Last updated on: 6/26/2008 11:16:00 AM PST
What Was the Outcome of the 2001 Taba Talks?
General Reference (not clearly pro or con)
The following Joint Statement was issued by the Israeli and Palestinian delegations at the Jan. 2001 Taba Summit in Egypt:
"The Israeli and Palestinian delegations conducted during the last six days serious, deep and practical talks with the aim of reaching a permanent and stable agreement between the two parties. The Taba talks were unprecedented in their positive atmosphere and expression of mutual willingness to meet the national, security and existential needs of each side. Given the circumstances and time constraints, it proved impossible to reach understandings on all issues, despite the substantial progress that was achieved in each of the issues discussed.
The sides declare that they have never been closer to reaching an agreement and it is thus our shared belief that the remaining gaps could be bridged with the resumption of negotiations following the Israeli elections. The two sides take upon themselves to return to normalcy and to establish [a] security situation on the ground through the observation of their mutual commitments in the spirit of the Sharm e-Sheikh memorandum. The negotiation teams discussed four main themes: refugees, security, borders and Jerusalem, with a goal to reach a permanent agreement that will bring an end to the conflict between them and provide peace to both people. The two sides took into account the ideas suggested by President Clinton together with their respective qualifications and reservations. On all these issues there was substantial progress in the understanding of the other side's positions and in some of them the two sides grew closer.
As stated above, the political timetable prevented reaching an agreement on all the issues. However, in light of the significant progress in narrowing the differences between the sides, the two sides are convinced that in a short period of time and given an intensive effort and the acknowledgment of the essential and urgent nature of reaching an agreement, it will be possible to bridge the differences remaining and attain a permanent settlement of peace between them. In this respect, the two sides are confident that they can begin and move forward in this process at the earliest practical opportunity.
The Taba talks conclude an extensive phase in the Israeli-Palestinian permanent status negotiations with a sense of having succeeded in rebuilding trust between the sides and with the notion that they were never closer in reaching an agreement between them than today. We leave Taba in a spirit of hope and mutual achievement, acknowledging that the foundations have been laid both in reestablishing mutual confidence and in having progressed in a substantive engagement on all core issues. The two sides express their gratitude to President Hosni Mubarak for hosting and facilitating these talks. They also express their thanks to the European Union for its role in supporting the talks."

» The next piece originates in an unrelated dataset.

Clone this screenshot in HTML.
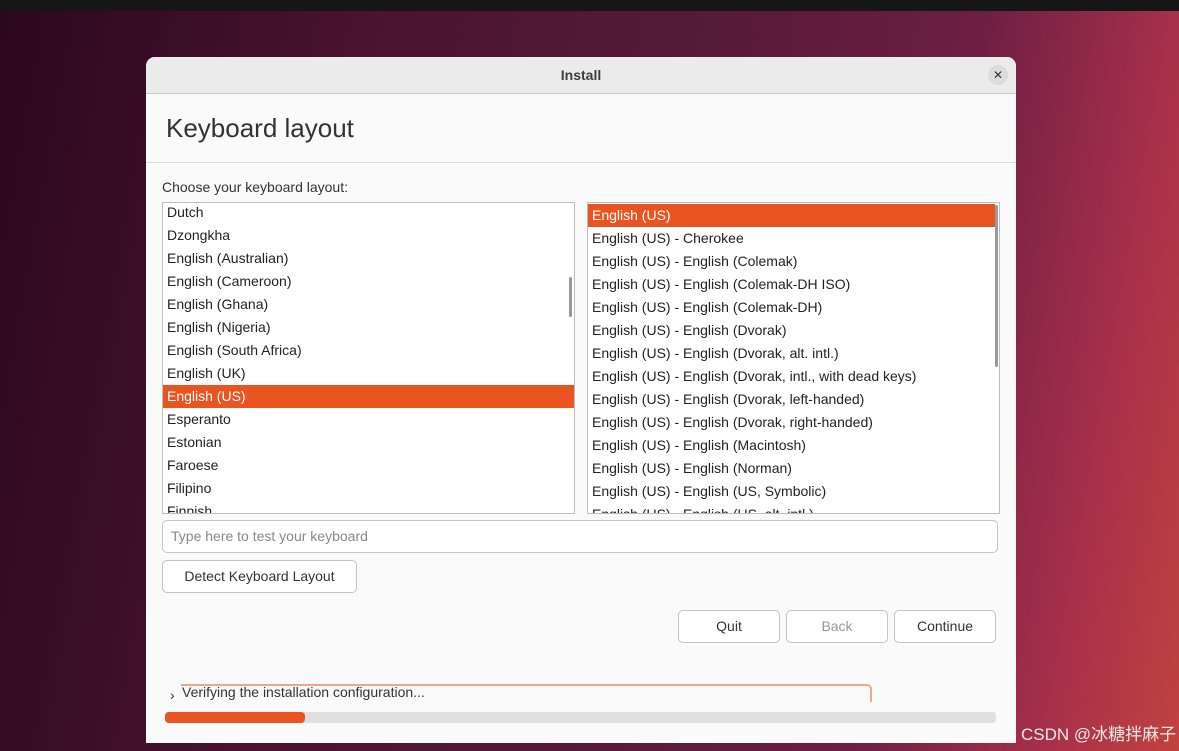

Benny Morris, PhD, Professor of History at Ben-Gurion University, in his 2001 book Righteous Victims, wrote the following regarding the outcome of the Taba Talks:
"The [Taba] Talks broke up on January 27  with a joint statement that in effect conceded that nothing had been concluded or agreed, though Abu Alaa and Ben-Ami affirmed that 'significant progress had been made' and that they had 'never been closer to agreement'...
The following day, January 28,  Barak called a halt to all talks with the Palestinians and devoted the remaining week to his election campaign. The Israeli-Palestinian peace process had ground to an indefinite halt."
2001 - Benny Morris, PhD
Hussein Agha, Senior Associate Member of St. Antony's College at Oxford, and Robert Malley, Special Assistant to President Clinton for Arab-Israeli Affairs, in a 2001 article titled "Camp David: The Tragedy of Errors," from The New York Review of Books, stated:
"Offer or no offer, the negotiations that took place between July 2000 and February 2001 [Camp Davis and Taba Summit] make up an indelible chapter in the history of the Israeli- Palestinian conflict. This may be hard to discern today, amid the continuing violence and accumulated mistrust. But taboos were shattered, the unspoken got spoken, and, during that period, Israelis and Palestinians reached an unprecedented level of understanding of what it will take to end their struggle. When the two sides resume their path toward a permanent agreement—and eventually, they will—they will come to it with the memory of those remarkable eight months, the experience of how far they had come and how far they had yet to go, and with the sobering wisdom of an opportunity that was missed by all, less by design than by mistake, more through miscalculation than through mischief."